Key Highlights
- Goldman Sachs reaffirms $5,400 per troy ounce gold forecast for year-end 2026
- Gold experienced a 13–15% decline this month, marking the sharpest monthly retreat in nearly two decades
- Middle East tensions and inflation concerns have reduced expectations for Federal Reserve rate reductions
- Analysts anticipate renewed central bank purchases will stabilize and lift prices
- Bear case scenario suggests gold could decline to $3,800 under deteriorating conditions
In a note released Monday, March 31, 2026, Goldman Sachs reaffirmed its projection that gold will climb to $5,400 per troy ounce by year-end 2026, despite recent market turbulence.
March has proven exceptionally challenging for gold investors.
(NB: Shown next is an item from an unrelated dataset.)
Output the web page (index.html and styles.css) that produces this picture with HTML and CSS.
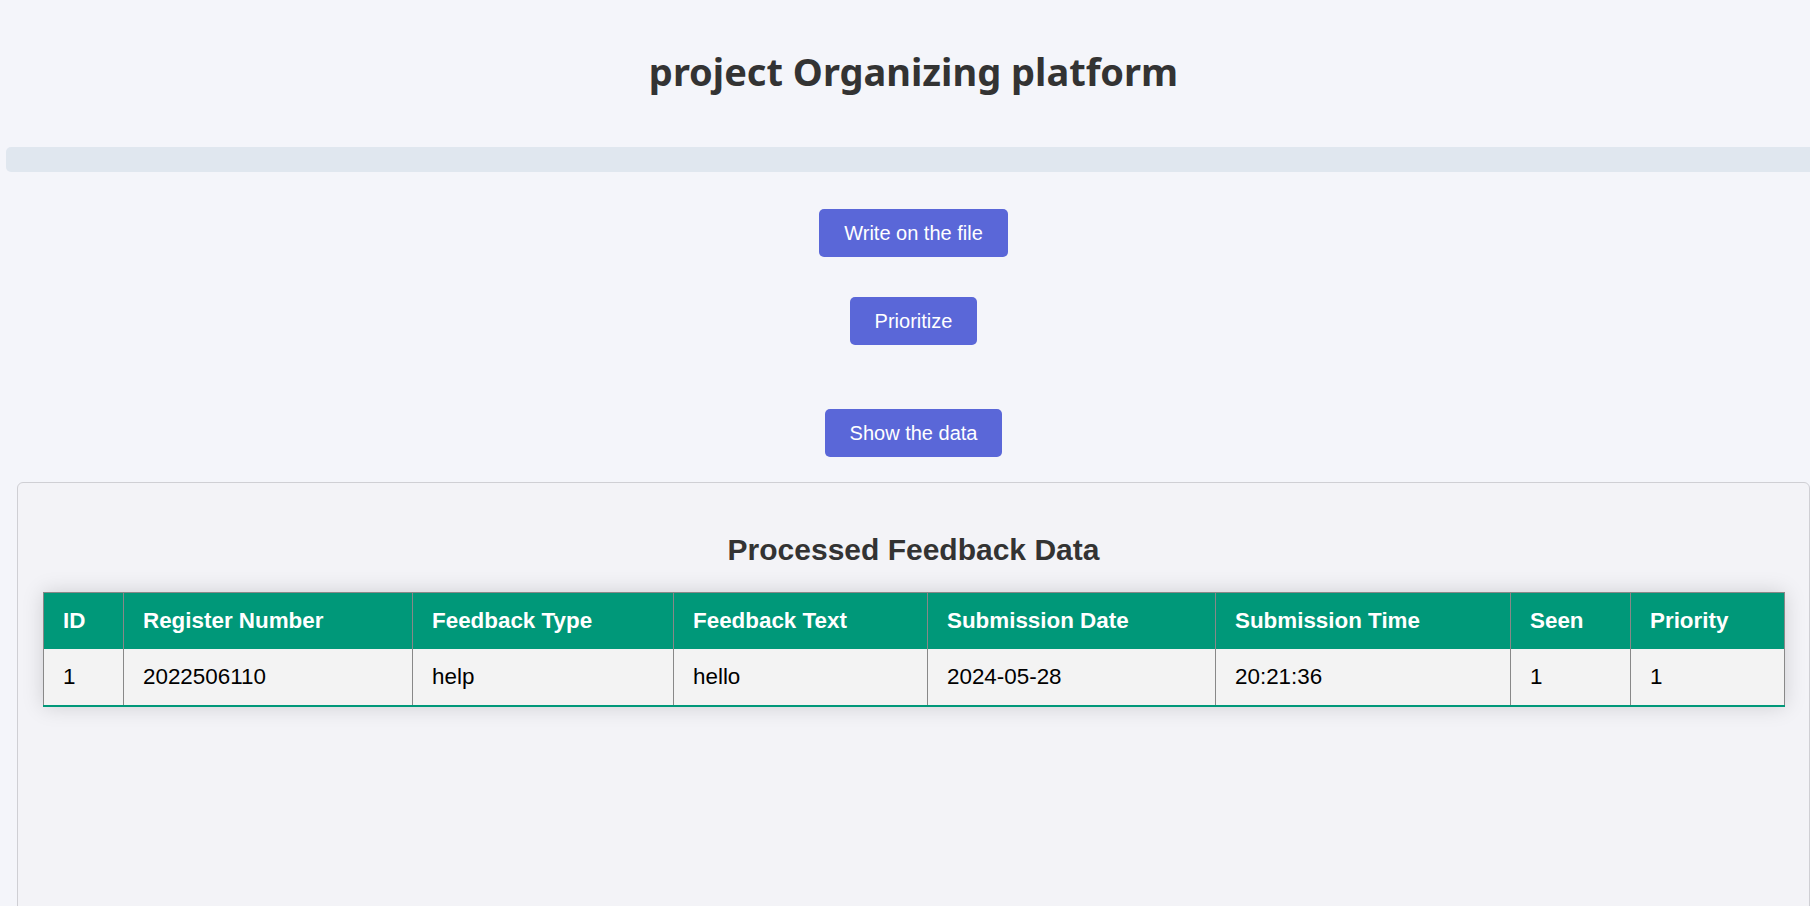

The precious metal has shed approximately 13% during the month, with prices hovering around $4,500 on Tuesday. This represents the sharpest monthly decline since 2009. After reaching an all-time peak near $5,500 on January 29, gold entered a sustained correction phase.
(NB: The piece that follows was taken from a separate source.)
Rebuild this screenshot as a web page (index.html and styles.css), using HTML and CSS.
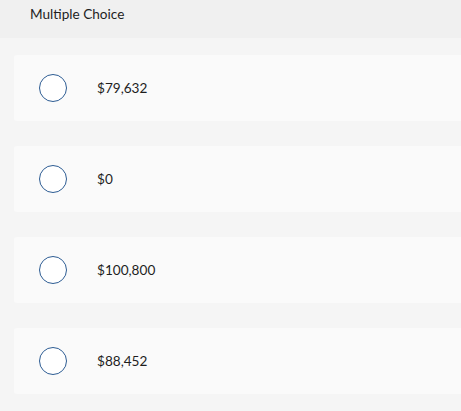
FILE: index.html
```html
<!DOCTYPE html>
<html>
<head>
<meta charset="utf-8">
<link rel="stylesheet" href="styles.css">
</head>
<body>
<div class="header">Multiple Choice</div>
<div class="choices">
  <div class="choice"><span class="radio"></span><span class="label">$79,632</span></div>
  <div class="choice"><span class="radio"></span><span class="label">$0</span></div>
  <div class="choice"><span class="radio"></span><span class="label">$100,800</span></div>
  <div class="choice"><span class="radio"></span><span class="label">$88,452</span></div>
</div>
</body>
</html>
```
FILE: styles.css
```css
html, body {
  margin: 0;
  padding: 0;
  background: #f5f5f5;
  font-family: "Lato", "Liberation Sans", sans-serif;
  color: #1e1e1e;
  overflow: hidden;
}
.header {
  height: 38px;
  background: #f0f0f0;
  padding-left: 30px;
  font-size: 13.6px;
  line-height: 29px;
  box-sizing: border-box;
}
.choices {
  display: flex;
  flex-direction: column;
  gap: 25px;
  padding: 17px 0 0 14px;
}
.choice {
  height: 66px;
  margin-right: -10px;
  background: #fafafa;
  border-radius: 3px;
  display: flex;
  align-items: center;
  padding-left: 25px;
}
.radio {
  width: 26px;
  height: 26px;
  border: 1px solid #2d5c93;
  border-radius: 50%;
  background: #fff;
  flex: none;
}
.label {
  margin-left: 30px;
  font-size: 13.6px;
}
```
Escalating conflict in the Middle East stands as the primary catalyst behind the recent selloff. The ongoing hostilities have created supply chain disruptions in energy markets and intensified inflation concerns, prompting traders to eliminate expectations of Federal Reserve interest rate reductions throughout 2026.
According to Goldman commodities strategists Lina Thomas and Daan Struyven, gold’s fundamental valuation currently stands around $4,550, reflecting the prevailing macroeconomic landscape and assuming existing policy hedges stay intact.
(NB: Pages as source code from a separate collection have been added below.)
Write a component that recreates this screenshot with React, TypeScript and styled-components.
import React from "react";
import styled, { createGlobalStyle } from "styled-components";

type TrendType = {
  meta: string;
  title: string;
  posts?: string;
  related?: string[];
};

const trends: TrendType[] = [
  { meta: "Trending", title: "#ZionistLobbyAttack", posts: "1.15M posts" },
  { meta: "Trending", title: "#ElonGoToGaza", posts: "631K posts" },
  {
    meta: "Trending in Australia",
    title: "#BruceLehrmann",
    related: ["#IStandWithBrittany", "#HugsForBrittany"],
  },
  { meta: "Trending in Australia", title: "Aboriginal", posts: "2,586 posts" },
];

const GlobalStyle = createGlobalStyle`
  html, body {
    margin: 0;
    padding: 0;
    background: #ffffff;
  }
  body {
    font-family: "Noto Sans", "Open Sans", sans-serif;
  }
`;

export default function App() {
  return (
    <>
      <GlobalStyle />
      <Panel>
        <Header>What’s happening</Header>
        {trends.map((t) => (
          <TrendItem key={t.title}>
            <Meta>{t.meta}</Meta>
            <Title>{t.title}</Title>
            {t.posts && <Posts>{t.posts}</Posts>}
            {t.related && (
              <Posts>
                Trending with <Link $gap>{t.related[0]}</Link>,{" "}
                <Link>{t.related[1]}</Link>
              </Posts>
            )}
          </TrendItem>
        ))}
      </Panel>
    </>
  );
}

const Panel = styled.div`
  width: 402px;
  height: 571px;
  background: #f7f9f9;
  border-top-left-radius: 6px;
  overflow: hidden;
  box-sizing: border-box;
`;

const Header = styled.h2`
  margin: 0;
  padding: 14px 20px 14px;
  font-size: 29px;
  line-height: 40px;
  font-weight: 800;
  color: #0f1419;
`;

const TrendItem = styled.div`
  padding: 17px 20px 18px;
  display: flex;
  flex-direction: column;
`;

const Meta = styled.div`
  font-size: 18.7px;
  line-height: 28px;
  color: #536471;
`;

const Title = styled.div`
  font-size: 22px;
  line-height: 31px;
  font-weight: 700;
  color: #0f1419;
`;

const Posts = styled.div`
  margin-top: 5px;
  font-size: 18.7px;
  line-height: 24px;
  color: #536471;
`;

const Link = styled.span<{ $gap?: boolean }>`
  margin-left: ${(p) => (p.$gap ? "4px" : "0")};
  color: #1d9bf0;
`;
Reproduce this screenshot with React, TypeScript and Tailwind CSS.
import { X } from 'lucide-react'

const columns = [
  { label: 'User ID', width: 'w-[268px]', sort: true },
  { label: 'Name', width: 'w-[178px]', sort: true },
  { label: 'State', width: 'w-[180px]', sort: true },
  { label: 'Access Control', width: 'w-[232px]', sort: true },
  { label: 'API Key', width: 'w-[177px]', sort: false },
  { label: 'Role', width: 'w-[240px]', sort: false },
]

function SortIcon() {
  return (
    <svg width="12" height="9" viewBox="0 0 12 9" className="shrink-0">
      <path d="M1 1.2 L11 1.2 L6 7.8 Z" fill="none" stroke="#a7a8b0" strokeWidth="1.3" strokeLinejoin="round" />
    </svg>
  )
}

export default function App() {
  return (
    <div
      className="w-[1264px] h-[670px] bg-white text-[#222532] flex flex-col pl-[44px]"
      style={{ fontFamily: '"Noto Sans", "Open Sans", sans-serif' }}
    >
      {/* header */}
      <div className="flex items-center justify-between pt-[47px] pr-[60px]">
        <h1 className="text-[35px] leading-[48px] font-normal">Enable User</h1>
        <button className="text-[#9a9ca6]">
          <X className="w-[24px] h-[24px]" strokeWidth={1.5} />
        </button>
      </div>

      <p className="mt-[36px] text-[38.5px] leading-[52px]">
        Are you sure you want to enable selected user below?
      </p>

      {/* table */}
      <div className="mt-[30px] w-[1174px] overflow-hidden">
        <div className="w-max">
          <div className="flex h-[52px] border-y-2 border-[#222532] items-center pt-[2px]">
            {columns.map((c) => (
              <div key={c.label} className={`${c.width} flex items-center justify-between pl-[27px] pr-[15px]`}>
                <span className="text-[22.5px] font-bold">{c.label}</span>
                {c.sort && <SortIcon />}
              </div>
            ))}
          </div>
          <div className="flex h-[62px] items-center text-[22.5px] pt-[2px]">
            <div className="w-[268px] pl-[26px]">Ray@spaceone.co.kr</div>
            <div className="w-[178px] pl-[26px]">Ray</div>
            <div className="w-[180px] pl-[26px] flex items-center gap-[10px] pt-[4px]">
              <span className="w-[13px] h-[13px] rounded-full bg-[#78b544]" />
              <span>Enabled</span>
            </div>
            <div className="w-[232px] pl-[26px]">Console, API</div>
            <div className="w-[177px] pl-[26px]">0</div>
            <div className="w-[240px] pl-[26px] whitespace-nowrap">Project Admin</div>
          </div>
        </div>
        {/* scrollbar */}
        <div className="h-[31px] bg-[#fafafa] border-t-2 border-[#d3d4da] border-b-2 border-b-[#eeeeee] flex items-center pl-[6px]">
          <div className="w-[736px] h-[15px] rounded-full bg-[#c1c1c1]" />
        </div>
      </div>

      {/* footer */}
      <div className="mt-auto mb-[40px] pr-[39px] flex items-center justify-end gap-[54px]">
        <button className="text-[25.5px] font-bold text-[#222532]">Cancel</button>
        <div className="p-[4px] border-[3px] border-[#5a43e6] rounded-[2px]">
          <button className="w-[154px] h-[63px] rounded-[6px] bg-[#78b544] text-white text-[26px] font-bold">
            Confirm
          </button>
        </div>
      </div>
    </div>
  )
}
The strategists challenge the narrative that gold has somehow failed in its traditional safe-haven role. They emphasize that gold’s response varies significantly based on inflation’s underlying causes. Supply-shock-driven inflation, such as the current episode, typically benefits broader commodity markets. Conversely, gold demonstrates superior performance when inflation anxieties stem from questions surrounding central bank policy credibility.
“Similar to what we observed in 2022, gold generally underperforms in the initial stages of supply disruption events,” the strategists noted. Rising bond yields increase the opportunity cost associated with holding non-yielding assets like gold, while equity market selloffs can trigger forced liquidations related to margin requirements.
Foundation for Goldman’s Bullish $5,400 Projection
Goldman Sachs bases its optimistic outlook on three fundamental pillars. The first involves a normalization of speculative positioning within Comex futures markets, which the bank values at approximately $195 per troy ounce.
The second pillar centers on Goldman’s economic team forecasting two Federal Reserve rate reductions during 2026, which analysts calculate would contribute roughly $120 per ounce to gold prices.
The third component involves an expected revival in central bank gold acquisitions, returning to approximately 60 tonnes monthly. Goldman attributes a potential $535 per troy ounce price impact to this factor alone.
Speculative net positioning on Comex has declined to the 39th percentile. Goldman characterizes the market as being in “cleaner” territory and representing a “more attractive entry point” for investors.
Potential Downside Scenarios
Goldman acknowledges meaningful downside possibilities. An extended closure of the Strait of Hormuz, coupled with additional equity market deterioration, could drive gold prices down to $3,800 in an extreme worst-case scenario.
The investment bank discounts speculation regarding potential gold reserve liquidations by Gulf state central banks. Gulf countries maintain proportionally smaller gold holdings compared to Turkey, which disposed of roughly 52 tonnes. Given their dollar-pegged currency frameworks, these nations would more likely sell U.S. Treasury securities rather than gold reserves.
Looking at the medium-term horizon, Goldman identifies upside potential exceeding $5,400. Additional geopolitical disruptions and mounting concerns about Western fiscal stability could propel gold toward $5,700, with further hedge accumulation potentially driving prices to $6,100.
The Iran conflict has now entered its second month without any clear path toward resolution. President Trump has publicly warned that the United States would consider striking Iran’s energy infrastructure if the blockade of the Strait of Hormuz continues.